Seventy years ago Addie Crist and Irene Flanders sat together to sew six red cloth stockings.

They filled them mostly with necessaries but also with a ray of Christmas delight for six needy Island kids.

They didn’t call it the Red Stocking Fund and could not have known their simple act of kindness would become an extraordinary source of hope and joy for several thousand Island children and their families.

But they likely knew that service to others benefits the spirit of the giver, a feeling that asks this question: does the giver benefit as much as the receiver?

Perhaps that’s why families sign up to adopt a child so their kids can learn to give and companies forego expensive Christmas parties to help families.

That feeling has expressed itself in myriad ways over the years.

In 2001, for example, Chris Morris donated a rod and reel he had won as a junior angler in the annual striped bass and bluefish derby. Paying forward? Perhaps. This year Chris won a power boat as a grand derby winner. The connection? Chris’s dad Steve has been a constant participant in Red Stocking giving over many years.

The Red Stocking Fund is expected to reach 300 children and their families this holiday season.

The mission is the same as the first year: provide something to eat, something to wear and something for fun. Recipients are always anonymous, identified by age, gender and an assigned number.

But fund cochairman Lorraine Clark is a little worried. “I think we’re going to be short on toys this year. Kerry and I each have 100 kids now and it’s busier than last year with several weeks still to go for registration,” she said. The fund does not buy toys but it does accept new toys as donations.

Toy donors may call Ms. Clark at 508-693-0725 or Mr. Alley at 508-693-2324 until Dec. 2. After that date, donations may be dropped off during the day directly at Grace Episcopal Church on Woodlawn avenue in Vineyard Haven.

Toys may also be dropped off at Vineyard Insurance Group on State Road in Vineyard Haven, and at various Red Stocking Fund boxes around the Island.

Checks in support of the Red Stocking Fund may be mailed to treasurer Barbara Silvia at P.O. Box 74, Vineyard Haven, MA 02568.

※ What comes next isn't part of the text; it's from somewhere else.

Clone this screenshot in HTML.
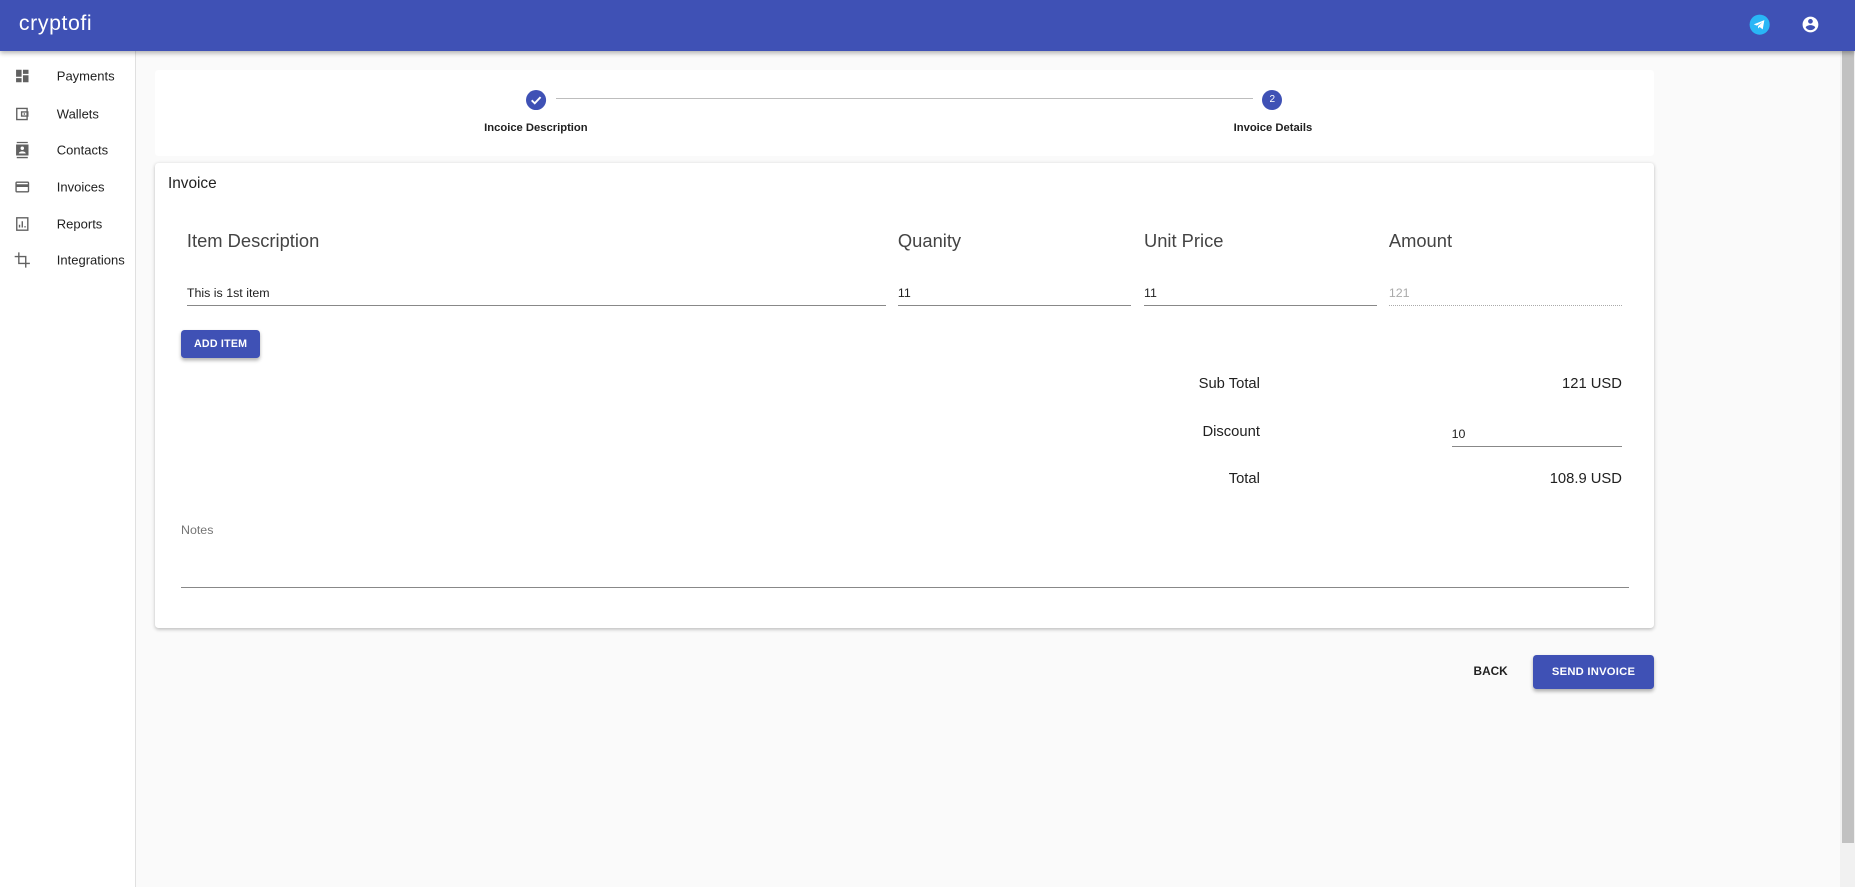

Application forms for Red Stocking recipients are available at schools, banks, the Edgartown Boys’ and Girls’ Club, the state Department of Social Services, Wampanoag tribal headquarters and other places. Parents and relatives of children fill out the forms and send them in the mail to either Mr. Alley or Mrs. Clark. Applications are screened carefully to be certain that the need is genuine.

Application form instructions are written in English and Portuguese. Maria Mouzinho, a staffer at the Health Access Program at the Health Care Access program in Oak Bluffs helps with interpreting and verifying applicant needs for the growing Brazilian community

“They are part of our community and have verified needs which we can serve,” Mr. Alley said.

Early applicants received food vouchers in time to prepare for yesterday’s Thanksgiving dinner.

Additional food vouchers will be distributed before the holidays and a third wave of vouchers will be delivered in February if funds allow. “February is a tough time of year. We usually have some money left by then,” Mr. Alley said.

Part of the miracle of Red Stocking is that it happens at all. As Mr. Alley explains the process, volunteer shoppers hit Island stores armed with verified requests that include gender and clothing size information.

Each child receives socks, underwear pajamas, gloves and hats and a wish list of three major clothing articles such as jackets, boots and snowsuits and a toy. Bunch of Grapes donates a book for each child, based on gender and age.

“Really, this is an act of faith,” Mr. Alley said, adding: “Volunteers begin shopping in November, long before we know how much money we’ll have.” In addition to individual and corporate giving, the annual Chowder Festival and the Big Chili Contest in January provide more than half the fund’s $65,000 budget.

This year, the Chowder Festival is held from 10 a.m. until 3 p.m. on Saturday, Dec. 8 in Main street in Edgartown as part of the Christmas in Edgartown weekend. The Big Chili Contest will be held in late January.

But as it has for decades, on the day before Christmas, the trucks and cars will begin arriving at Grace Church, delivering Red Stocking gifts. They will come from Brickman’s and Basics, which have been wrapping and storing purchased gifts, one by one, for more than a month. They will come from companies and from Islander attics and basements and they will fill the church, the pews and sacristy to overflowing.

And then the volunteers will sort and arrange somehow as they always do and later that day families will stop by for the ray of hope lit for them 70 years ago by one resident and her friend.

Mrs. Crist died on Dec. 26, 1964, the day after her kids got their red stockings.